Quant à Salomon, réfugié dans le camp de Caltanisetta au centre de la Sicile, il lui a fallu une semaine avant de pouvoir marcher. Et chaque nuit, le même cauchemar le terrorise : «Les morts du bateau viennent me voir, leurs visages ont changé, ils grimacent comme des démons, veulent me parler, m’entraîner avec eux… et je me réveille en sueur.» Au fond de la mer, notre Méditerranée, la Madone de Lampedusa n’a pas fini de pleurer.

Jean-Paul Mari
Le Nouvel Observateur

LES BONS OFFICES DU COLONEL KADHAFI

C’est un deal froid et cynique entre le président Berlusconi et le colonel Kadhafi. L’un a besoin de montrer qu’il lutte contre le flux des clandestins, l’autre d’obtenir cette reconnaissance de l’Europe en général et de l’Italie en particulier dont il rêve depuis si longtemps. En 1986, le «terroriste» Kadhafi tirait des missiles vers Lampedusa.

Aujourd’hui, il jette ou retient ses émigrés clandestins. Et il pose ses conditions. Après avoir obtenu une vingtaine de millions d’euros pour rénover sa marine nationale, Kadhafi a savouré les excuses du gouvernement italien pour le «passé colonial». En août dernier, lors de la «journée d’amitié libyo-italienne», il a reçu le président Berlusconi venu poser la première pierre d’une autoroute de 1200 kilomètres dont la construction, sur vingt-cinq ans, coûtera 5 milliards de dollars à l’Italie.
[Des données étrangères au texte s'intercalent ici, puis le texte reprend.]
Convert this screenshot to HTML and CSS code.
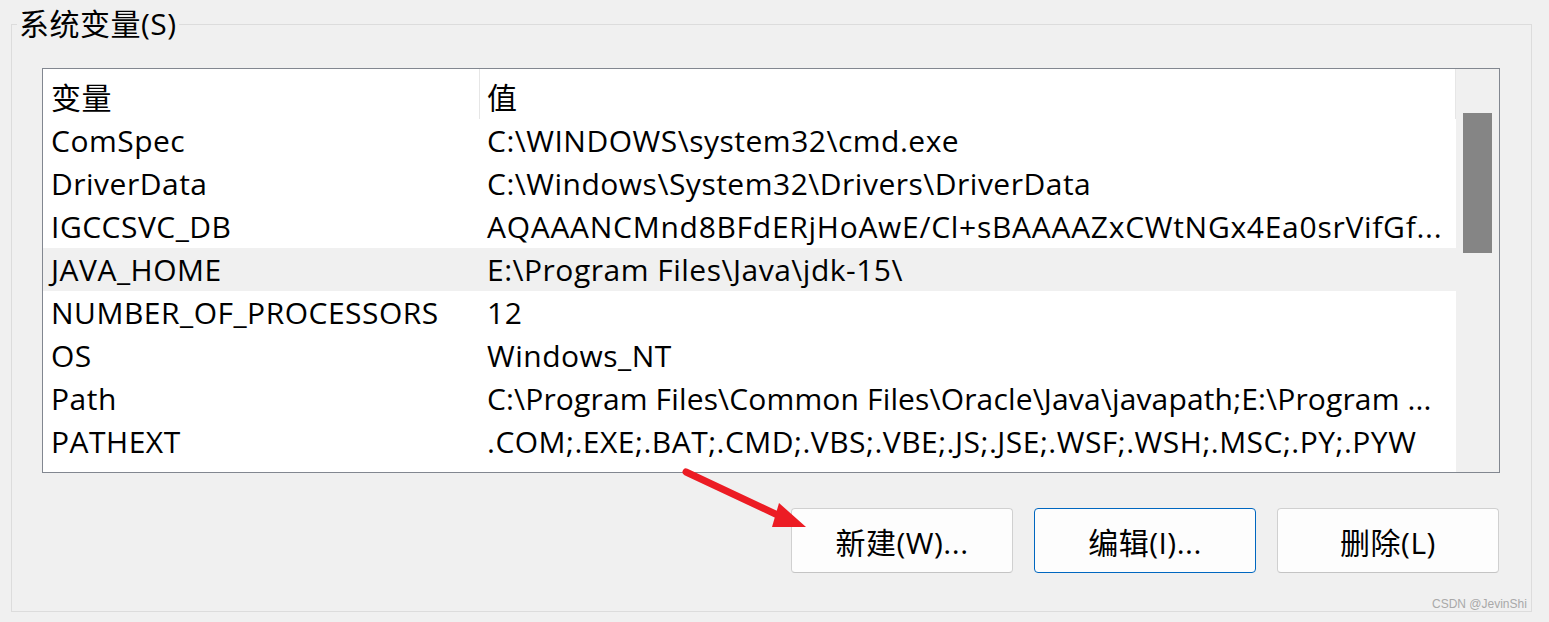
FILE: index.html
```html
<!DOCTYPE html>
<html lang="zh-CN">
<head>
<meta charset="utf-8">
<title>系统变量</title>
<link rel="stylesheet" href="styles.css">
</head>
<body>
<fieldset class="group">
  <legend class="group-title">系统变量(S)</legend>
  <div class="listbox">
    <div class="table">
      <div class="row head">
        <div class="cell name">变量</div>
        <div class="cell value">值</div>
      </div>
      <div class="row"><div class="cell name">ComSpec</div><div class="cell value">C:\WINDOWS\system32\cmd.exe</div></div>
      <div class="row"><div class="cell name">DriverData</div><div class="cell value">C:\Windows\System32\Drivers\DriverData</div></div>
      <div class="row"><div class="cell name">IGCCSVC_DB</div><div class="cell value loose">AQAAANCMnd8BFdERjHoAwE/Cl+sBAAAAZxCWtNGx4Ea0srVifGf...</div></div>
      <div class="row selected"><div class="cell name">JAVA_HOME</div><div class="cell value">E:\Program Files\Java\jdk-15\</div></div>
      <div class="row"><div class="cell name">NUMBER_OF_PROCESSORS</div><div class="cell value">12</div></div>
      <div class="row"><div class="cell name">OS</div><div class="cell value">Windows_NT</div></div>
      <div class="row"><div class="cell name">Path</div><div class="cell value tight">C:\Program Files\Common Files\Oracle\Java\javapath;E:\Program ...</div></div>
      <div class="row"><div class="cell name">PATHEXT</div><div class="cell value">.COM;.EXE;.BAT;.CMD;.VBS;.VBE;.JS;.JSE;.WSF;.WSH;.MSC;.PY;.PYW</div></div>
    </div>
    <div class="scrollbar"><div class="thumb"></div></div>
  </div>
  <div class="buttons">
    <button class="btn">新建(W)...</button>
    <button class="btn focused">编辑(I)...</button>
    <button class="btn">删除(L)</button>
  </div>
</fieldset>
<svg class="arrow" width="140" height="80" viewBox="0 0 140 80">
  <line x1="6" y1="7" x2="104" y2="53" stroke="#ec1c24" stroke-width="7" stroke-linecap="round"/>
  <polygon points="99,38 126,62 92,62" fill="#ec1c24"/>
</svg>
<div class="watermark">CSDN @JevinShi</div>
</body>
</html>
```

FILE: styles.css
```css
html, body {
  margin: 0;
  padding: 0;
}
body {
  background: #f0f0f0;
  width: 1549px;
  height: 622px;
  overflow: hidden;
  position: relative;
  font-family: "Open Sans", "Noto Sans CJK SC", sans-serif;
  color: #000;
}
.group {
  margin: 7px 17px 10px 11px;
  padding: 0;
  border: 1px solid #dcdcdc;
  height: 605px;
  box-sizing: border-box;
  min-width: 0;
}
.group-title {
  font-size: 30px;
  letter-spacing: 0.5px;
  line-height: 34px;
  padding: 0 2px;
  margin-left: 5px;
}
.listbox {
  margin: 27px 31px 0 30px;
  height: 405px;
  border: 1px solid #828790;
  box-sizing: border-box;
  background: #fff;
  display: flex;
}
.table {
  flex: 1;
  min-width: 0;
}
.row {
  display: flex;
  height: 43px;
  align-items: center;
  font-size: 30px;
  letter-spacing: 0.5px;
}
.row.head {
  height: 50px;
  border-right: 1px solid #e6e6e6;
}
.row.head .name {
  border-right: 1px solid #e6e6e6;
  align-self: stretch;
  display: flex;
  align-items: center;
  padding-top: 4px;
  box-sizing: border-box;
}
.row.head .value {
  padding-top: 4px;
}
.row.selected {
  background: #f0f0f0;
}
.cell {
  white-space: nowrap;
  overflow: hidden;
}
.name {
  width: 437px;
  padding-left: 8px;
  box-sizing: border-box;
  flex: none;
}
.value {
  padding-left: 7px;
  flex: 1;
  min-width: 0;
}
.value.tight {
  letter-spacing: 0.15px;
}
.value.loose {
  letter-spacing: 0.72px;
}
.scrollbar {
  width: 43px;
  flex: none;
  background: #f0f0f0;
  padding: 44px 7px 0 7px;
  box-sizing: border-box;
}
.thumb {
  height: 140px;
  background: #858585;
}
.buttons {
  display: flex;
  justify-content: flex-end;
  gap: 21px;
  margin: 35px 32px 0 0;
}
.btn {
  width: 222px;
  height: 65px;
  border: 1px solid #d0d0d0;
  border-bottom-color: #c4c4c4;
  border-radius: 4px;
  background: #fdfdfd;
  font-family: "Open Sans", "Noto Sans CJK SC", sans-serif;
  font-size: 30px;
  letter-spacing: 0.5px;
  color: #000;
  padding: 0;
}
.btn.focused {
  border-color: #0067c0;
}
.arrow {
  position: absolute;
  left: 680px;
  top: 465px;
}
.watermark {
  position: absolute;
  left: 1432px;
  top: 597px;
  font-family: "Liberation Sans", sans-serif;
  font-size: 12px;
  color: #a9a9a9;
}
```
Le HCR a beau parler de «situation effrayante» pour les immigrés en Libye et Human Rights Watch dénoncer les «traitements brutaux», un millier de migrants ont été renvoyés en Libye depuis le début de mai. Quant à l’Europe, elle se tait, même si ses dirigeants rougissent de honte quand le colonel Kadhafi débarque à Rome, ou à Paris, en abaya marron et lunettes noires, le poing levé, pour planter sa tente dans les jardins de l’Hôtel Marigny.